Advanced Characterization Methods at the Nanoscale

by | May 31, 2019

New to nano? A new Advanced Materials Tutorial Review highlights the most common characterization techniques for the nanoscale.

Nanomaterials and nanotechnology are hot topics, with scientific publications containing the word “nano” having more than doubled in the last ten years.

“Nano” comes in all kinds of shapes and forms. You may have heard of nanoparticles and nanorods, but there is a nano version of pretty much every object you can imagine: nanopillars and nanostars; nanodisks and nanosheets; nanoflowers and nanomushrooms; you name it—it exists in the nanoworld.

These terms are coined mostly thanks to the fascinating images created by electron microscopy, which is probably the most popular technology in the field.

However, it is not the only suitable characterization technique for materials at the nanoscale. In fact, as is true for all methods, it can also give misleading results if not used properly.

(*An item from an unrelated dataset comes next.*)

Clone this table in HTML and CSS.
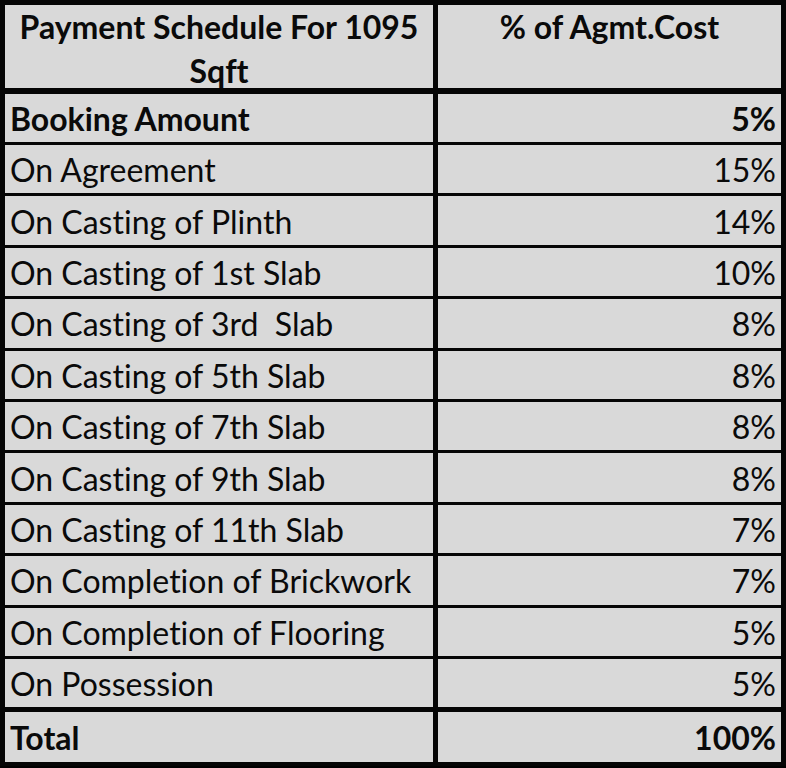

It is therefore very important to choose multiple appropriate and orthogonal characterization techniques when working in this research area.

Mario M. Modena, Stefan Wuttke, and their co-wrokers from Switzerland and Germany, realized that there is a lack of guiding literature with a comprehensive overview on the most common techniques for nanoscale investigation.

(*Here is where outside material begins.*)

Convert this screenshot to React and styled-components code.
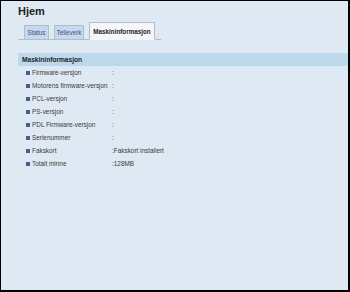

To support active researchers and facilitate the start for newcomers in the field, they compiled a Tutorial Review highlighting the most important basics of the key methods for characterization of dry nanomaterials and nanomaterials in suspension. To round up the review, the most common advanced techniques are also briefly covered, and the reader is then referred to more specialized literature for further details.

With this piece the authors address several key challenges in a globalized and truly interdisciplinary research environment: maintaining method knowledge, improving reproducibility of results, and facilitating the start for newcomers.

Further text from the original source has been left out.